*THE DATA*:
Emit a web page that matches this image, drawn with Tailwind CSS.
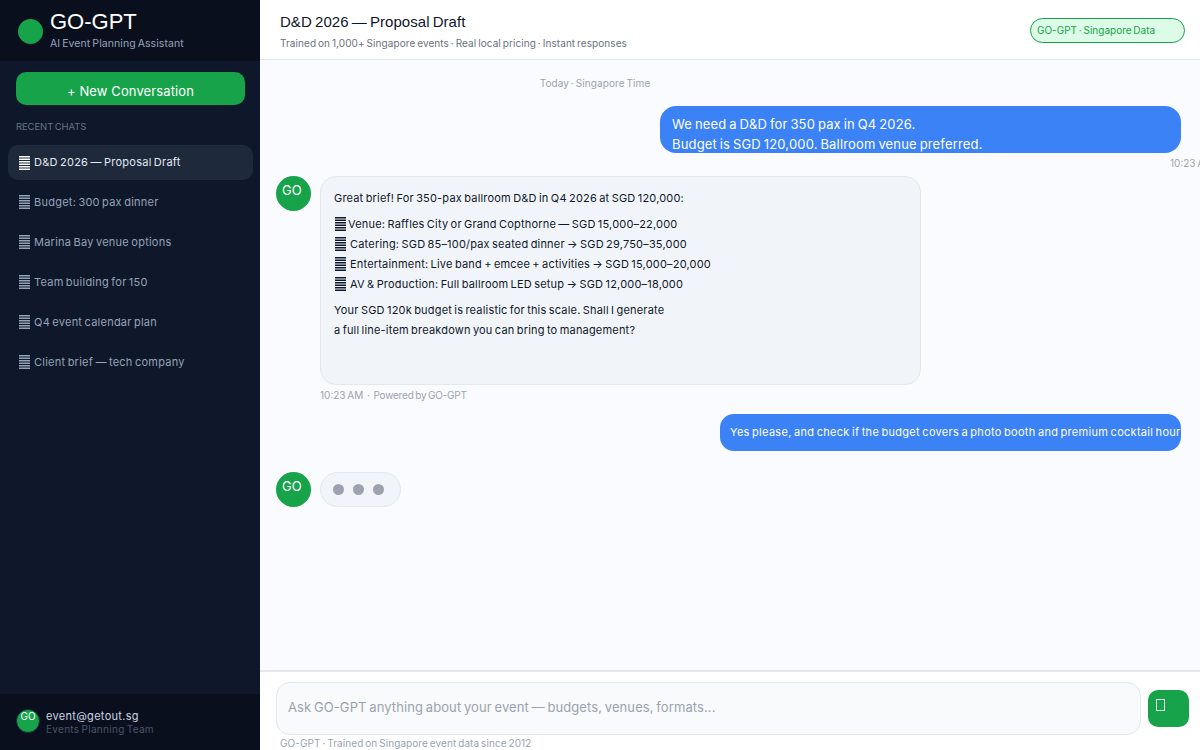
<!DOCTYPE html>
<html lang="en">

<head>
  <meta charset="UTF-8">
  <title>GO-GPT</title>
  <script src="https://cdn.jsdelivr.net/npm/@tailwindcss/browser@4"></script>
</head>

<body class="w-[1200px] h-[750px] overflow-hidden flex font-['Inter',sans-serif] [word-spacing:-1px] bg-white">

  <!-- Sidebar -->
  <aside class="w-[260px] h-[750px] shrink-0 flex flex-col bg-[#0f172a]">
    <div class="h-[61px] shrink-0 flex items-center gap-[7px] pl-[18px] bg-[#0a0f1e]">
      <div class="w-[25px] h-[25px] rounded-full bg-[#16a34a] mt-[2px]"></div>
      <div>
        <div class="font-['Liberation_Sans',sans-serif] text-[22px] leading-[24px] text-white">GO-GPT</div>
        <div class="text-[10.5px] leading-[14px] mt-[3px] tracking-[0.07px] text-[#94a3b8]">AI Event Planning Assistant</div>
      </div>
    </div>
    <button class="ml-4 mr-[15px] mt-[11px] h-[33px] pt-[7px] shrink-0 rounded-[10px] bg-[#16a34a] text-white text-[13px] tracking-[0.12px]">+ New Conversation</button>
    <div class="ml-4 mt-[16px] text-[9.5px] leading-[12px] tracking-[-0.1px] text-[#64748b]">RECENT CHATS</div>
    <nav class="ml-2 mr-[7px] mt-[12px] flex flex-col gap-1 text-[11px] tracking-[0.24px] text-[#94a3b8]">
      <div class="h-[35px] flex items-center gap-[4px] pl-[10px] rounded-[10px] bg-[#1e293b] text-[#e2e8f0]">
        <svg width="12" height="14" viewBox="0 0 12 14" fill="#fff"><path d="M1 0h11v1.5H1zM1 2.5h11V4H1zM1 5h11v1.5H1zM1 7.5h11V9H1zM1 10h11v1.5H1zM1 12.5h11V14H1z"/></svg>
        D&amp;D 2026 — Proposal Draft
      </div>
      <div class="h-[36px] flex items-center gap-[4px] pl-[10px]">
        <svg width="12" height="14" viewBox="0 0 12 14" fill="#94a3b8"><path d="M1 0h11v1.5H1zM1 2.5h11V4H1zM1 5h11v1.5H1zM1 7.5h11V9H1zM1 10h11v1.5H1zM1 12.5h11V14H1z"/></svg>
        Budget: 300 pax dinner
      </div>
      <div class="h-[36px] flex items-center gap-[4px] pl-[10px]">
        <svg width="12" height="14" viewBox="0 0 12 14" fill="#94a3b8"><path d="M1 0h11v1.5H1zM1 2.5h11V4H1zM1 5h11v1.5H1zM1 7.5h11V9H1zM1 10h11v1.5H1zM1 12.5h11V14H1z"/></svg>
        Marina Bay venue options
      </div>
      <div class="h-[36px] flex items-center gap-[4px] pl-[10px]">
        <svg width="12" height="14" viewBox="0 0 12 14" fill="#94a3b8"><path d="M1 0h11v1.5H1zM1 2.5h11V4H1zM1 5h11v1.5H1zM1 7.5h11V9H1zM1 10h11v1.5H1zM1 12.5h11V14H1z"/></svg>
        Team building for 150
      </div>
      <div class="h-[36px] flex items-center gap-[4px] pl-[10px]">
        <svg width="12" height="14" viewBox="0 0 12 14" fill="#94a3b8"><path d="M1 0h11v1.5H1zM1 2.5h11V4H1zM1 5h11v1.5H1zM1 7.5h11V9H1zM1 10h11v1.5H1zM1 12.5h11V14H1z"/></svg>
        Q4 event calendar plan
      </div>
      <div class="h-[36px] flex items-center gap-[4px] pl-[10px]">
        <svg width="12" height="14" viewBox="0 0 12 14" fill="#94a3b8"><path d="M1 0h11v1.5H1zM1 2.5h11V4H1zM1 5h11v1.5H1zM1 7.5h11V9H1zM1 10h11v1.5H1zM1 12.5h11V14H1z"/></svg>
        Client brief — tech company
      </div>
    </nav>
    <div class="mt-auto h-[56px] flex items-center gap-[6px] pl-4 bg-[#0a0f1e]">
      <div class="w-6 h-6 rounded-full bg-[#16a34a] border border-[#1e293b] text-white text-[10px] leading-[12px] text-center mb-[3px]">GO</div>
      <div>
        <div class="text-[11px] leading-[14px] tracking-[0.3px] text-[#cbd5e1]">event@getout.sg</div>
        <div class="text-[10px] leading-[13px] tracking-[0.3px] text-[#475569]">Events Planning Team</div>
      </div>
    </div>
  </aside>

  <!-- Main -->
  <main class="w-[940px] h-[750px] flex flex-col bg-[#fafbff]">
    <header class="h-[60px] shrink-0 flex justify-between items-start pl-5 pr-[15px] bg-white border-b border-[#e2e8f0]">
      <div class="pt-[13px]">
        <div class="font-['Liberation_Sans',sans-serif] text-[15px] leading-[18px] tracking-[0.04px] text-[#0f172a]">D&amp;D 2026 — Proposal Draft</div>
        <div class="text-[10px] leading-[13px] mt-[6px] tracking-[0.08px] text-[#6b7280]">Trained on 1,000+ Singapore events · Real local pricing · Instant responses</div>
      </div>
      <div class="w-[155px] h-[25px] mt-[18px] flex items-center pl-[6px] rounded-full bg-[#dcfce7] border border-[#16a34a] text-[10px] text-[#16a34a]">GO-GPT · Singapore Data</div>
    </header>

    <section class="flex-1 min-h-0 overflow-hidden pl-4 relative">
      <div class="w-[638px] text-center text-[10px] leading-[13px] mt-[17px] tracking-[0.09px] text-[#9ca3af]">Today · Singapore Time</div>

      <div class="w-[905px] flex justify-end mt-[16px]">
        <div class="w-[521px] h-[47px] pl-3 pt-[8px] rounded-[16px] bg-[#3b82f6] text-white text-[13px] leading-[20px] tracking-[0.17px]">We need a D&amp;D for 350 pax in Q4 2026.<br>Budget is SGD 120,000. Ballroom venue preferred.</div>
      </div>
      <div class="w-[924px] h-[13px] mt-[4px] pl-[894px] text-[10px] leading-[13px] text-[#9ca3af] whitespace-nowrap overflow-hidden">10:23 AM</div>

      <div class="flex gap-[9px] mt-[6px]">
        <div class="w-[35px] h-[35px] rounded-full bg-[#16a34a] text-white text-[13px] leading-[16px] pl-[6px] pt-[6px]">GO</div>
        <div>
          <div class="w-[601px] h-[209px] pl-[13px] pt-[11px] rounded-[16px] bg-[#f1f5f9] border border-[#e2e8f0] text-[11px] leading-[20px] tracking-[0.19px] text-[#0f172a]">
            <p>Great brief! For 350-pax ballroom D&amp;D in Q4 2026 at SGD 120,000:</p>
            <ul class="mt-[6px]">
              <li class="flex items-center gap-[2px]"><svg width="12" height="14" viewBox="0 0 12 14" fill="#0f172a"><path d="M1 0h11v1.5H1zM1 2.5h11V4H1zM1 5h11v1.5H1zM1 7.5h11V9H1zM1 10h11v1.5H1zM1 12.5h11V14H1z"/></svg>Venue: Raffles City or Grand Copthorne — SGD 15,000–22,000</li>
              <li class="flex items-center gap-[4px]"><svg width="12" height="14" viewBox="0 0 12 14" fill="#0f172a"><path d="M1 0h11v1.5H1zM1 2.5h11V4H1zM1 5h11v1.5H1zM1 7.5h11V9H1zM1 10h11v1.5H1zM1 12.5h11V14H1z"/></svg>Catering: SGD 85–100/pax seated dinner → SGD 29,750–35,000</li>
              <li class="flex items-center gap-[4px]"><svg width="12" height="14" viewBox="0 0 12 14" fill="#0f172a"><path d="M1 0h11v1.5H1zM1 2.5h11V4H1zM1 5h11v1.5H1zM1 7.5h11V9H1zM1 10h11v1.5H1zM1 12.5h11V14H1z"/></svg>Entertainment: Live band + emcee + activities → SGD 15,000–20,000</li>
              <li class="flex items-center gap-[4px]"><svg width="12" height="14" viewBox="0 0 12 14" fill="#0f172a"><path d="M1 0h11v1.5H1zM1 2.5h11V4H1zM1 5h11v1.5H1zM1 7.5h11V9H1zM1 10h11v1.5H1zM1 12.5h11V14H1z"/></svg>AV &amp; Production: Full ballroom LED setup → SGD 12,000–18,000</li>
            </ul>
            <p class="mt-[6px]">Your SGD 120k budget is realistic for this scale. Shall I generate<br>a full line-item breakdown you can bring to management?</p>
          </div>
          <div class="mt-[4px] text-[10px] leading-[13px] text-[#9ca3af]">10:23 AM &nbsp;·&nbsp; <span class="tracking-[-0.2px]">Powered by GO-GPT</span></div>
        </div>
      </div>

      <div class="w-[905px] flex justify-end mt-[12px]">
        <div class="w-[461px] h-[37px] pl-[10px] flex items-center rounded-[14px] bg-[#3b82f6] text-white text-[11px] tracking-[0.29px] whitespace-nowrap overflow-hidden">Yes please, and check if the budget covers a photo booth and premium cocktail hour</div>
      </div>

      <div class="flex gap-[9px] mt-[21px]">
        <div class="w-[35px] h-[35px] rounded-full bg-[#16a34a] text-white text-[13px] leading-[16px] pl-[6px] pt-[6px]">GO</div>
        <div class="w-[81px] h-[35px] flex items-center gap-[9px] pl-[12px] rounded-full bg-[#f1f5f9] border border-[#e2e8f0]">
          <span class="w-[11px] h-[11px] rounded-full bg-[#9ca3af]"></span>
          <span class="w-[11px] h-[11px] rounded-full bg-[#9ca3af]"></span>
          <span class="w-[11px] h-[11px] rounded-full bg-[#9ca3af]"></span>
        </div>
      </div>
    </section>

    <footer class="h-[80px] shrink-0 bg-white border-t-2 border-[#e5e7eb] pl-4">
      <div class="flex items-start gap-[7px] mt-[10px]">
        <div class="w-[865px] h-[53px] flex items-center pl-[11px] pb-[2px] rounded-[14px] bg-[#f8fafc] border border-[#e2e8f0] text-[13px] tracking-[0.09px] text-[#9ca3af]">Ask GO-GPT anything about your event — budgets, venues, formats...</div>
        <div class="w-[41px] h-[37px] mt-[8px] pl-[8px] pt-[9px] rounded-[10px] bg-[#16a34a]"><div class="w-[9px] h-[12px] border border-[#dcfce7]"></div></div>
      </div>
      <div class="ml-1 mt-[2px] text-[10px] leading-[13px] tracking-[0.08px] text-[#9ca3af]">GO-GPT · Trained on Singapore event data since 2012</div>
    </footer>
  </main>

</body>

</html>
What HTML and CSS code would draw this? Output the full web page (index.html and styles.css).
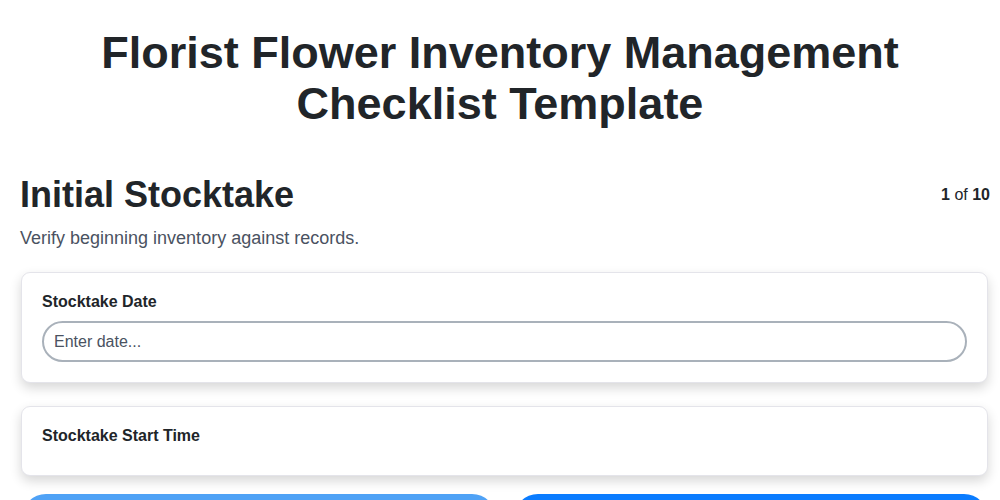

*INSTRUCTIONS TO FOLLOW*: Every line from the start of the listing above through the line with "h-[750px] overflow-hidden flex" should be repeated exactly; skip the pictures and add nothing else.

*EXPECTED ANSWER*:
Emit a web page that matches this image, drawn with Tailwind CSS.
<!DOCTYPE html>
<html lang="en">

<head>
  <meta charset="UTF-8">
  <title>GO-GPT</title>
  <script src="https://cdn.jsdelivr.net/npm/@tailwindcss/browser@4"></script>
</head>

<body class="w-[1200px] h-[750px] overflow-hidden flex font-['Inter',sans-serif] [word-spacing:-1px] bg-white">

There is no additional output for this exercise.